• **Data lines**

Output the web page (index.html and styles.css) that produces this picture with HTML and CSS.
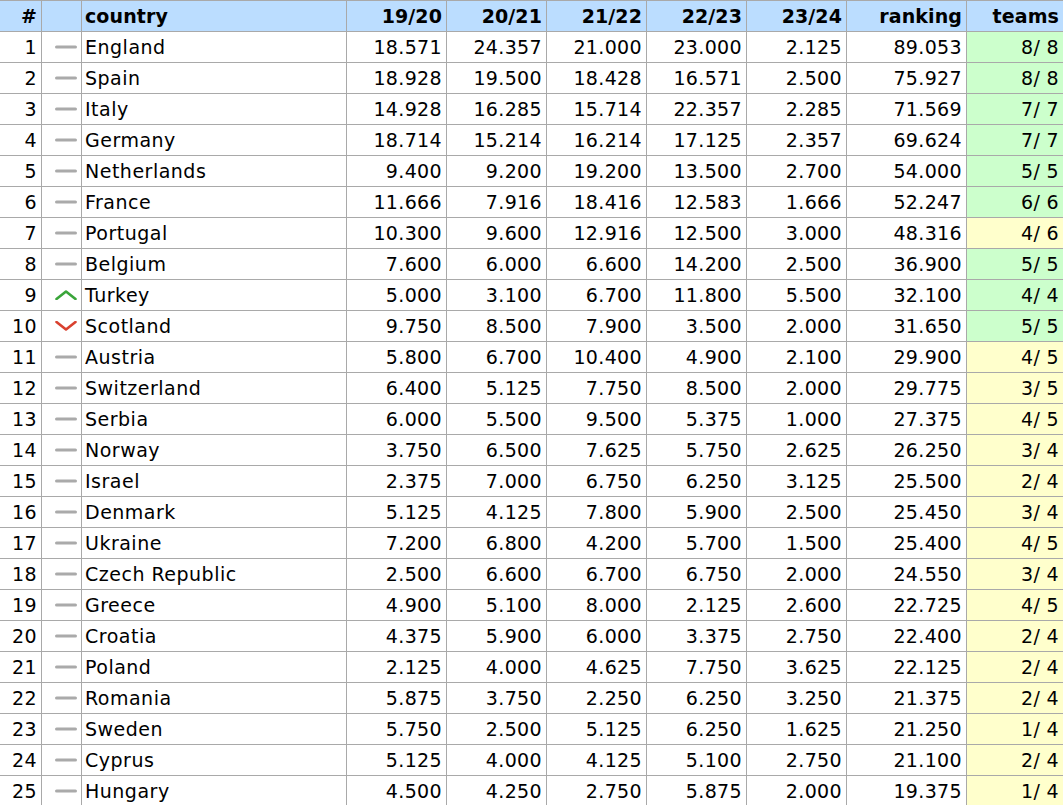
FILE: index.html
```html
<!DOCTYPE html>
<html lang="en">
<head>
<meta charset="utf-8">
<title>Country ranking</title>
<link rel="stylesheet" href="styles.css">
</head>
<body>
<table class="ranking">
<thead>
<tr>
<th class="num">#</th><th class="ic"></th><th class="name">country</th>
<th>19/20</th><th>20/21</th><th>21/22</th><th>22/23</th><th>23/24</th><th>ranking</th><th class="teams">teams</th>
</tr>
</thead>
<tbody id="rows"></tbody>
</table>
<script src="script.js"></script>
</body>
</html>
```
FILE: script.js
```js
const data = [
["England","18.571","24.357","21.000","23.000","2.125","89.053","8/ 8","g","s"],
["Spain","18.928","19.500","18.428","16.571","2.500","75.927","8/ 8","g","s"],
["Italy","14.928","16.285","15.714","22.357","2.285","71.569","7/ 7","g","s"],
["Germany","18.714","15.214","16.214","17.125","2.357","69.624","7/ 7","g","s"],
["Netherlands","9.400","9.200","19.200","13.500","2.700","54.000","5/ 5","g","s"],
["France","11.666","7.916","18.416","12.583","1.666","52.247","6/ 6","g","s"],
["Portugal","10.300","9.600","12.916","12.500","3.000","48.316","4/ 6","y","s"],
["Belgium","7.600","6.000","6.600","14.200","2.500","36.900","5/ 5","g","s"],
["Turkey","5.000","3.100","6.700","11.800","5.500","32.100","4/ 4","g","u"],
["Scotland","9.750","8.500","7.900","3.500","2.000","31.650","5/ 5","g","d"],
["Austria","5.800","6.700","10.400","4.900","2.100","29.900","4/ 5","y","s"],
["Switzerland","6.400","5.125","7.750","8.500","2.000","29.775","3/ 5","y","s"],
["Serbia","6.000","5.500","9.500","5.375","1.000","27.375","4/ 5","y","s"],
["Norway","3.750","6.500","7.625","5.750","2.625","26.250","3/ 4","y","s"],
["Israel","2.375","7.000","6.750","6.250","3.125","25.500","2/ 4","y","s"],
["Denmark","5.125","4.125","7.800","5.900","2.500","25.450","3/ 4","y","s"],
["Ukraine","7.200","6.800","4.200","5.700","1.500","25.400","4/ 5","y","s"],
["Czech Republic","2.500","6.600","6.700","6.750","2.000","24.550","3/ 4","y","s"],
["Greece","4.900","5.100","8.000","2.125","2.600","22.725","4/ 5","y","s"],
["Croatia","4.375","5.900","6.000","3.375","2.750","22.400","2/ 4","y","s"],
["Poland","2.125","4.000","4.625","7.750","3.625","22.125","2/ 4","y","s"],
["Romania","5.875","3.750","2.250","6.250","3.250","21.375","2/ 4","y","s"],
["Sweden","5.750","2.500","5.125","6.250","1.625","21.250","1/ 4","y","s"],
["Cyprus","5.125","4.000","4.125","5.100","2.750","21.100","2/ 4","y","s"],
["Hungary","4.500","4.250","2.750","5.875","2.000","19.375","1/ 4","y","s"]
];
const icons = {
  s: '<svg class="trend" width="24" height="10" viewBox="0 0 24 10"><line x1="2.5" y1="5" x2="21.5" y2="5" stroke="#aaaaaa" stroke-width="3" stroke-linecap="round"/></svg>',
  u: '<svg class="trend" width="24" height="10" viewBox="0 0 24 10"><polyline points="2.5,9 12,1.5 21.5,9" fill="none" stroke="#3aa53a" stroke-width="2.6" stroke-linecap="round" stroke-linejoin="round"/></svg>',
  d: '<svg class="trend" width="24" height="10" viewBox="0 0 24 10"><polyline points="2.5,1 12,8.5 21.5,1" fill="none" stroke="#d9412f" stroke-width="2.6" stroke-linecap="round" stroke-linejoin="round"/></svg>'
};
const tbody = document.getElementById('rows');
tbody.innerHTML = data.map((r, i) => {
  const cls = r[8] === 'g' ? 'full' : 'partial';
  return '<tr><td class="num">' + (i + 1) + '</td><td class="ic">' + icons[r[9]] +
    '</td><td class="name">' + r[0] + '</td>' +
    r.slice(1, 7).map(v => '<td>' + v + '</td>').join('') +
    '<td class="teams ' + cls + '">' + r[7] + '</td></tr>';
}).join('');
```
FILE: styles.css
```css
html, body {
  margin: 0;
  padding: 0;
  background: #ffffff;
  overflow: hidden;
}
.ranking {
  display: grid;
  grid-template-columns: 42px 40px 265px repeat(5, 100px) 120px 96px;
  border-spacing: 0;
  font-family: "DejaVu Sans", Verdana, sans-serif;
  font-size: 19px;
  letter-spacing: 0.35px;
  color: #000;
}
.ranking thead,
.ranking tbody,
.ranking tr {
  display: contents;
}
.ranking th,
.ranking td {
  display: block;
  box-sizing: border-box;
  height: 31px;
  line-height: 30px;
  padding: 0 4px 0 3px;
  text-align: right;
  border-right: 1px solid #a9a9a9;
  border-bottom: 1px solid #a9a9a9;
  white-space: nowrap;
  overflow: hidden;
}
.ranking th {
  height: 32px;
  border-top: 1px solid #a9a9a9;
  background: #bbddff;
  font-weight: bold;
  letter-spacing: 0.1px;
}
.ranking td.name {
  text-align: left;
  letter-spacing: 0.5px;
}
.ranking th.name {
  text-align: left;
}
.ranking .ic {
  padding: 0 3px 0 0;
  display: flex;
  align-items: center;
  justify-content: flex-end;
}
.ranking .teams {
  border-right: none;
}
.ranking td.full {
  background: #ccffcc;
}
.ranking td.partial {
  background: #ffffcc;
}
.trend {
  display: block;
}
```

• **Given problem**
Could you repeat all of the material exactly? Pictures should not be copied.

• **Solution for this exercise**
Output the web page (index.html and styles.css) that produces this picture with HTML and CSS.
FILE: index.html
```html
<!DOCTYPE html>
<html lang="en">
<head>
<meta charset="utf-8">
<title>Country ranking</title>
<link rel="stylesheet" href="styles.css">
</head>
<body>
<table class="ranking">
<thead>
<tr>
<th class="num">#</th><th class="ic"></th><th class="name">country</th>
<th>19/20</th><th>20/21</th><th>21/22</th><th>22/23</th><th>23/24</th><th>ranking</th><th class="teams">teams</th>
</tr>
</thead>
<tbody id="rows"></tbody>
</table>
<script src="script.js"></script>
</body>
</html>
```
FILE: script.js
```js
const data = [
["England","18.571","24.357","21.000","23.000","2.125","89.053","8/ 8","g","s"],
["Spain","18.928","19.500","18.428","16.571","2.500","75.927","8/ 8","g","s"],
["Italy","14.928","16.285","15.714","22.357","2.285","71.569","7/ 7","g","s"],
["Germany","18.714","15.214","16.214","17.125","2.357","69.624","7/ 7","g","s"],
["Netherlands","9.400","9.200","19.200","13.500","2.700","54.000","5/ 5","g","s"],
["France","11.666","7.916","18.416","12.583","1.666","52.247","6/ 6","g","s"],
["Portugal","10.300","9.600","12.916","12.500","3.000","48.316","4/ 6","y","s"],
["Belgium","7.600","6.000","6.600","14.200","2.500","36.900","5/ 5","g","s"],
["Turkey","5.000","3.100","6.700","11.800","5.500","32.100","4/ 4","g","u"],
["Scotland","9.750","8.500","7.900","3.500","2.000","31.650","5/ 5","g","d"],
["Austria","5.800","6.700","10.400","4.900","2.100","29.900","4/ 5","y","s"],
["Switzerland","6.400","5.125","7.750","8.500","2.000","29.775","3/ 5","y","s"],
["Serbia","6.000","5.500","9.500","5.375","1.000","27.375","4/ 5","y","s"],
["Norway","3.750","6.500","7.625","5.750","2.625","26.250","3/ 4","y","s"],
["Israel","2.375","7.000","6.750","6.250","3.125","25.500","2/ 4","y","s"],
["Denmark","5.125","4.125","7.800","5.900","2.500","25.450","3/ 4","y","s"],
["Ukraine","7.200","6.800","4.200","5.700","1.500","25.400","4/ 5","y","s"],
["Czech Republic","2.500","6.600","6.700","6.750","2.000","24.550","3/ 4","y","s"],
["Greece","4.900","5.100","8.000","2.125","2.600","22.725","4/ 5","y","s"],
["Croatia","4.375","5.900","6.000","3.375","2.750","22.400","2/ 4","y","s"],
["Poland","2.125","4.000","4.625","7.750","3.625","22.125","2/ 4","y","s"],
["Romania","5.875","3.750","2.250","6.250","3.250","21.375","2/ 4","y","s"],
["Sweden","5.750","2.500","5.125","6.250","1.625","21.250","1/ 4","y","s"],
["Cyprus","5.125","4.000","4.125","5.100","2.750","21.100","2/ 4","y","s"],
["Hungary","4.500","4.250","2.750","5.875","2.000","19.375","1/ 4","y","s"]
];
const icons = {
  s: '<svg class="trend" width="24" height="10" viewBox="0 0 24 10"><line x1="2.5" y1="5" x2="21.5" y2="5" stroke="#aaaaaa" stroke-width="3" stroke-linecap="round"/></svg>',
  u: '<svg class="trend" width="24" height="10" viewBox="0 0 24 10"><polyline points="2.5,9 12,1.5 21.5,9" fill="none" stroke="#3aa53a" stroke-width="2.6" stroke-linecap="round" stroke-linejoin="round"/></svg>',
  d: '<svg class="trend" width="24" height="10" viewBox="0 0 24 10"><polyline points="2.5,1 12,8.5 21.5,1" fill="none" stroke="#d9412f" stroke-width="2.6" stroke-linecap="round" stroke-linejoin="round"/></svg>'
};
const tbody = document.getElementById('rows');
tbody.innerHTML = data.map((r, i) => {
  const cls = r[8] === 'g' ? 'full' : 'partial';
  return '<tr><td class="num">' + (i + 1) + '</td><td class="ic">' + icons[r[9]] +
    '</td><td class="name">' + r[0] + '</td>' +
    r.slice(1, 7).map(v => '<td>' + v + '</td>').join('') +
    '<td class="teams ' + cls + '">' + r[7] + '</td></tr>';
}).join('');
```
FILE: styles.css
```css
html, body {
  margin: 0;
  padding: 0;
  background: #ffffff;
  overflow: hidden;
}
.ranking {
  display: grid;
  grid-template-columns: 42px 40px 265px repeat(5, 100px) 120px 96px;
  border-spacing: 0;
  font-family: "DejaVu Sans", Verdana, sans-serif;
  font-size: 19px;
  letter-spacing: 0.35px;
  color: #000;
}
.ranking thead,
.ranking tbody,
.ranking tr {
  display: contents;
}
.ranking th,
.ranking td {
  display: block;
  box-sizing: border-box;
  height: 31px;
  line-height: 30px;
  padding: 0 4px 0 3px;
  text-align: right;
  border-right: 1px solid #a9a9a9;
  border-bottom: 1px solid #a9a9a9;
  white-space: nowrap;
  overflow: hidden;
}
.ranking th {
  height: 32px;
  border-top: 1px solid #a9a9a9;
  background: #bbddff;
  font-weight: bold;
  letter-spacing: 0.1px;
}
.ranking td.name {
  text-align: left;
  letter-spacing: 0.5px;
}
.ranking th.name {
  text-align: left;
}
.ranking .ic {
  padding: 0 3px 0 0;
  display: flex;
  align-items: center;
  justify-content: flex-end;
}
.ranking .teams {
  border-right: none;
}
.ranking td.full {
  background: #ccffcc;
}
.ranking td.partial {
  background: #ffffcc;
}
.trend {
  display: block;
}
```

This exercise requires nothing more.